The Criterion edition contains three discs with three different cuts of the film. The theatrical cut (135 minutes), the ‘first’ cut (150 minutes) and the 172-minute extended cut (in a 4k restoration supervised by cinematographer Emmanuel Lubezki).
Also in the package are interviews with stars Farrell and Kilcher, programs about the making of — and editing of — Malick’s masterpiece and chats with legendary production designer Jack Fisk (who is currently working on Martin Scorsese’s Killers of the Flower Moon).
Dr Strangelove
Not just a marvellous film but a marvellous release.
Single-disc, sure, but if people ask me what Criterion is all about it’s easy to show them the attention to detail afforded to this edition rather than getting into the weeds with aspect ratios, restoration and special features.
Stanley Kubrick’s Cold War satire comes with a ‘Top Secret’ folder, courtesy if Strategic Air Command (to be opened only when go code received).
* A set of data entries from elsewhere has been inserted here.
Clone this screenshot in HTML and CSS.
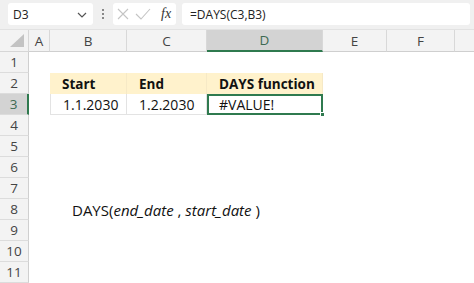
FILE: index.html
```html
<!DOCTYPE html>
<html>
<head>
<meta charset="utf-8">
<link rel="stylesheet" href="styles.css">
</head>
<body>
<div class="app">
  <div class="fbar">
    <div class="namebox"><span>D3</span>
      <svg class="chev" width="10" height="6" viewBox="0 0 10 6"><path d="M1 1 L5 5 L9 1" fill="none" stroke="#555" stroke-width="1.2"/></svg>
    </div>
    <div class="dots">
      <svg width="4" height="12" viewBox="0 0 4 12"><circle cx="2" cy="2" r="1" fill="#666"/><circle cx="2" cy="6" r="1" fill="#666"/><circle cx="2" cy="10" r="1" fill="#666"/></svg>
    </div>
    <div class="btnbox">
      <svg width="14" height="14" viewBox="0 0 14 14"><path d="M2 2 L12 12 M12 2 L2 12" stroke="#c4c4c4" stroke-width="1.1" fill="none"/></svg>
      <svg width="16" height="14" viewBox="0 0 16 14"><path d="M1 7 L6 12 L15 2" stroke="#c4c4c4" stroke-width="1.1" fill="none"/></svg>
      <span class="fx">fx</span>
    </div>
    <div class="formula">=DAYS(C3,B3)</div>
  </div>
  <div class="grid">
    <div class="corner"><svg width="20" height="14" viewBox="0 0 20 14"><path d="M18 0 L18 13 L4 13 Z" fill="#c3c3c3"/></svg></div>
    <div class="ch">A</div>
    <div class="ch">B</div>
    <div class="ch">C</div>
    <div class="ch sel">D</div>
    <div class="ch">E</div>
    <div class="ch">F</div>
    <div class="ch last"></div>

    <div class="rh">1</div><div class="row-fill"></div>

    <div class="rh">2</div>
    <div class="c"></div>
    <div class="c th">Start</div>
    <div class="c th">End</div>
    <div class="c th">DAYS function</div>
    <div class="c span3"></div>

    <div class="rh selr">3</div>
    <div class="c"></div>
    <div class="c td first">1.1.2030</div>
    <div class="c td">1.2.2030</div>
    <div class="c td active">#VALUE!<span class="handle"></span></div>
    <div class="c span3"></div>

    <div class="rh">4</div><div class="row-fill"></div>
    <div class="rh">5</div><div class="row-fill"></div>
    <div class="rh">6</div><div class="row-fill"></div>
    <div class="rh">7</div><div class="row-fill"></div>
    <div class="rh">8</div><div class="c"></div><div class="c syntax"><span>DAYS(<i>end_date</i> , <i>start_date</i> )</span></div>
    <div class="rh">9</div><div class="row-fill"></div>
    <div class="rh">10</div><div class="row-fill"></div>
    <div class="rh">11</div><div class="row-fill"></div>
  </div>
</div>
</body>
</html>
```
FILE: styles.css
```css
* { box-sizing: border-box; }
html, body { margin: 0; padding: 0; }
body {
  width: 474px;
  height: 283px;
  overflow: hidden;
  background: #ffffff;
  font-family: "Open Sans", "Liberation Sans", sans-serif;
  color: #222;
}
.app { display: flex; flex-direction: column; height: 283px; }
.fbar {
  height: 30px;
  background: #f0f0f0;
  display: flex;
  align-items: flex-start;
  padding: 3px 4px 0 8px;
  border-bottom: 1px solid #e2e2e2;
}
.namebox {
  width: 85px;
  height: 22px;
  background: #fff;
  border-radius: 3px;
  display: flex;
  align-items: center;
  justify-content: space-between;
  padding: 0 6px 0 5px;
  font-size: 12px;
  color: #222;
}
.chev { margin-top: 1px; }
.dots { width: 20px; height: 22px; display: flex; align-items: center; justify-content: center; }
.btnbox {
  width: 63px;
  height: 22px;
  background: #fff;
  border-radius: 3px;
  display: flex;
  align-items: center;
  gap: 5px;
  padding-left: 3px;
}
.fx {
  font-family: "Liberation Serif", serif;
  font-style: italic;
  font-size: 14px;
  color: #333;
  margin-left: 5px;
}
.formula {
  flex: 1;
  margin-left: 6px;
  height: 22px;
  background: #fff;
  border-radius: 3px;
  font-size: 12px;
  display: flex;
  align-items: center;
  padding-left: 8px;
  color: #222;
}
.grid {
  display: grid;
  grid-template-columns: 29px 21px 77px 80px 116px 64px 68px 19px;
  grid-template-rows: 22px repeat(11, 21px);
  flex: 1;
}
.corner {
  background: #f3f3f3;
  border-right: 1px solid #d6d6d6;
  border-bottom: 1px solid #d6d6d6;
  display: flex;
  align-items: flex-end;
  justify-content: flex-end;
  padding: 0 2px 3px 0;
}
.ch {
  background: #f3f3f3;
  border-right: 1px solid #d8d8d8;
  border-bottom: 1px solid #cfcfcf;
  display: flex;
  align-items: center;
  justify-content: center;
  font-size: 13.5px;
  color: #444;
}
.ch.sel {
  background: #d3d3d3;
  border-bottom: 2px solid #2f7a4f;
  color: #3e6a52;
}
.ch.last { border-right: none; }
.rh {
  grid-column: 1;
  background: #f3f3f3;
  border-right: 1px solid #cfcfcf;
  border-bottom: 1px solid #dcdcdc;
  display: flex;
  align-items: center;
  justify-content: center;
  font-size: 13.5px;
  color: #444;
}
.rh.selr {
  background: #d3d3d3;
  border-right: 2px solid #2f7a4f;
  color: #3e6a52;
}
.row-fill { grid-column: 2 / 9; }
.span3 { grid-column: 6 / 9; }
.c {
  display: flex;
  align-items: center;
  font-size: 14px;
  color: #111;
  position: relative;
}
.th {
  background: #fff2cc;
  font-weight: bold;
  font-size: 13.5px;
  padding-left: 12px;
  border-right: 1px solid #f6e9c6;
}
.td {
  padding-left: 12px;
  border-right: 1px solid #e3e3e3;
  border-bottom: 1px solid #e3e3e3;
}
.td.first { border-left: 1px solid #e3e3e3; }
.active {
  border: 2px solid #2f7a4f;
  padding-left: 10px;
}
.handle {
  position: absolute;
  right: -4px;
  bottom: -4px;
  width: 5px;
  height: 5px;
  background: #2f7a4f;
  border: 1px solid #fff;
}
.syntax {
  grid-column: 3 / 8;
  padding-left: 22px;
  white-space: pre;
  font-size: 15px;
}
```
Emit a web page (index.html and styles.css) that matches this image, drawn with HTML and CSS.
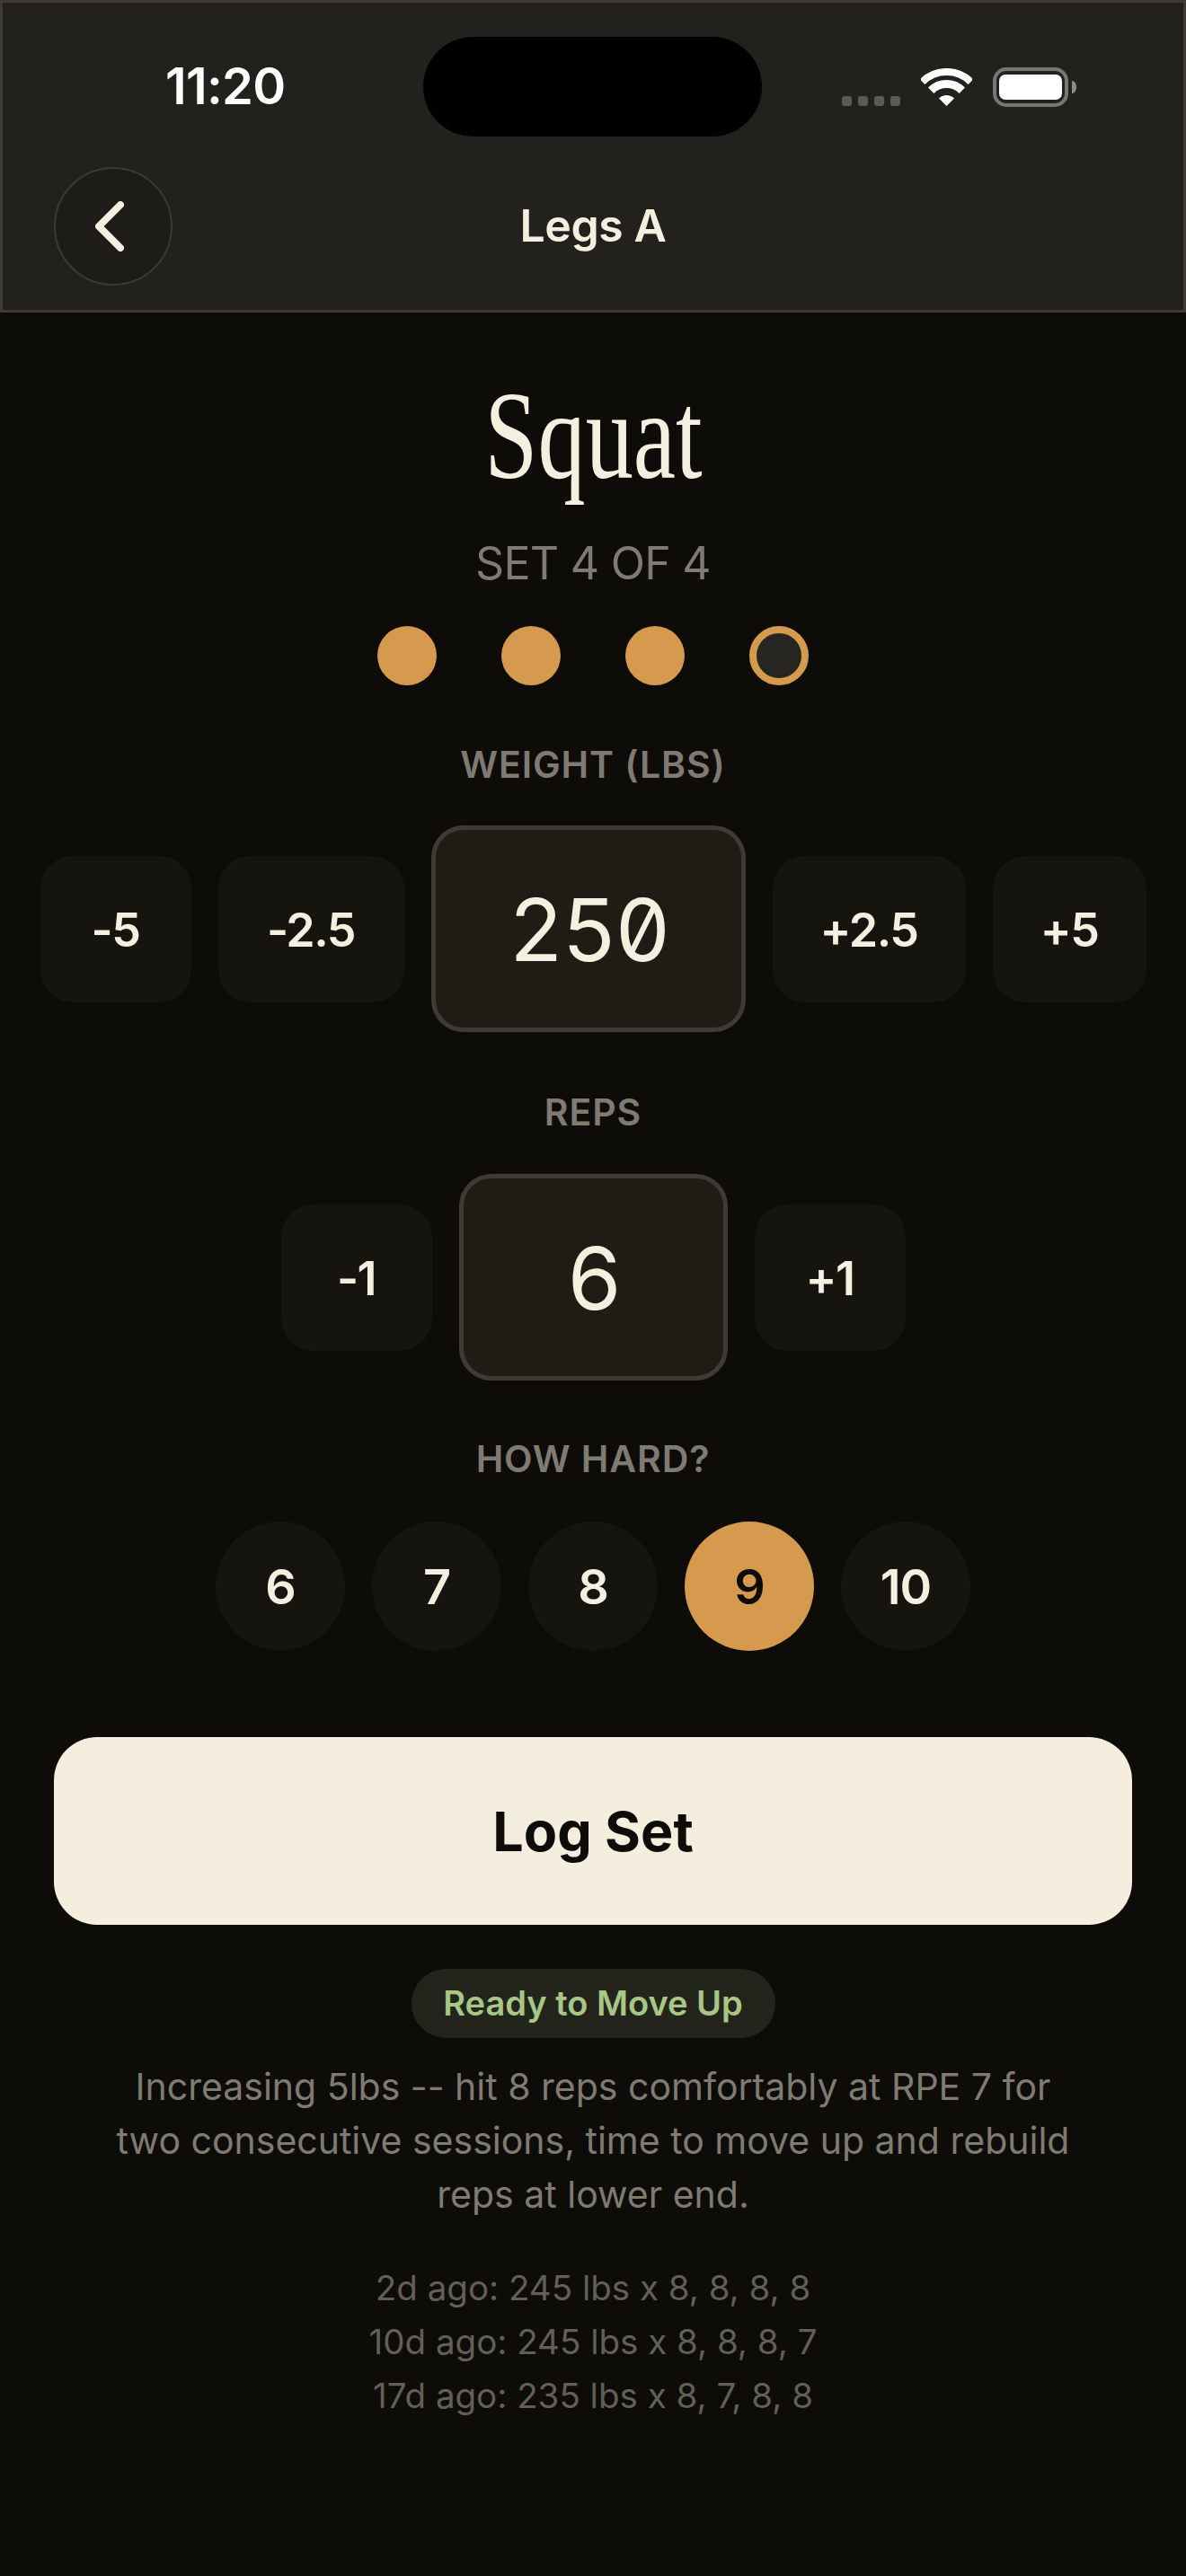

Inside is a mock Playboy magazine called Strangelove (complete with racy centre spread) which features a 1994 essay from screenwriter Terry Southern on the making of the film.
An essay from David Bromwich titled ‘The Darkest Room’ is stylised as ‘Top Secret’ documents — replete with R stamp — and there is also a tiny Holy Bible and Russian Phrases book to help those brave Americans caught behind Commie lines and fearing for their ‘bodily fluids’.
Supplements include interviews with Kubrick scholars, excerpts from a 1966 audio interview with Kubrick, four short documentaries about the making of the film, interviews with Peter Sellers and George C Scott and an excerpt of a 1980 interview with Sellers from the Today show.
An absolute must for any collection.
The Before Trilogy
Is including three films as one entry cheating? No, because they’re all included in one stellar package.
Celine (Julie Delpy) and Jesse (Ethan Hawke) meet on a train in Europe and spend the night walking around Vienna falling in love but, as with life, things don’t go as planned — and we revisit them nine years later and then nine years again (will there be a fourth film in 2022?)
Richard Linklater’s career-long look at the realities of love over time, from those first flirtations to furious arguments is perhaps the best trilogy of the modern era — certainly the best examination of love.
The trilogy, Before Sunrise, Before Sunset and Before Midnight, serve as an intimate collaboration between director and actors over 18 years.
“Attuned to the sweeping grandeur of time’s passage as well as the evanescence of individual moments, the Before films chart the progress of romantic destiny as it navigates the vicissitudes of ordinary life.”
Special features include discussions between Delpy, Hawke and Linklater, behind-the-scenes footage, audio commentary on Before Midnight, Dream is Destiny, a feature-length 2016 documentary and After Before, a documentary on the making of Before Midnight in Greece.
nb: the older man hosting the holiday in Before Midnight? That’s cinematographer Walter Lassally (Tom Jones, Zorba the Greek) in his only acting role. He died in 2017.)
Rushmore
I thought it best to include one of the standard ‘clamshell’ releases — after all it is so easy to purr over the digipak editions.
And when it comes to ‘clamshell’ the best is probably Rushmore — Wes Anderson’s sophomore effort.
It is befitting Anderson’s visual style that he is such an outspoken fan of the Criterion Collection with all-but-one of his feature films enjoying a bespoke release (Fantastic Mr Fox is not currently available in the UK).
Rushmore’s edition could well have been compiled by ‘hero’ Max Fischer himself, from the handwritten typeface on the back to the pullout map of Rushmore which is ‘the world of Max Fischer’.
The film isn’t bad either.
sex, lies, and videotape
Less is more with the release of Steven Soderbergh’s debut (he was just 26 when he made it).
For those unaware: Alienated housewife Ann (Andie MacDowell) is drawn to soft-spoken outsider Graham (James Spader) but he is hiding a secret passion for filming women as they confess their deepest desires.
Darkly funny while also keenly observed Soderbergh’s film took home the Palme d’Or and is still celebrated as one of his very best (he has seven films in the collection).
The decision to put it out on digipak is inspired with the protective plastic sheath just translucent enough to give the cover image of Andie MacDowell clutching a camera a film-like haze that reflects the subject matter of the film.
The booklet (and disc) is bare black with white writing and features an essay by critic Amy Taubin and excerpts from Soderbergh’s 1990 book on the film (including diary entries).
Special features include audio commentary with Soderbergh from 1998, a new introduction by the director, interviews with him from 1990 and 1992 and a documentary with Peter Gallagher, Andie MacDowell and Laura San Giacomo.
There’s also a 1989 interview with James Spader.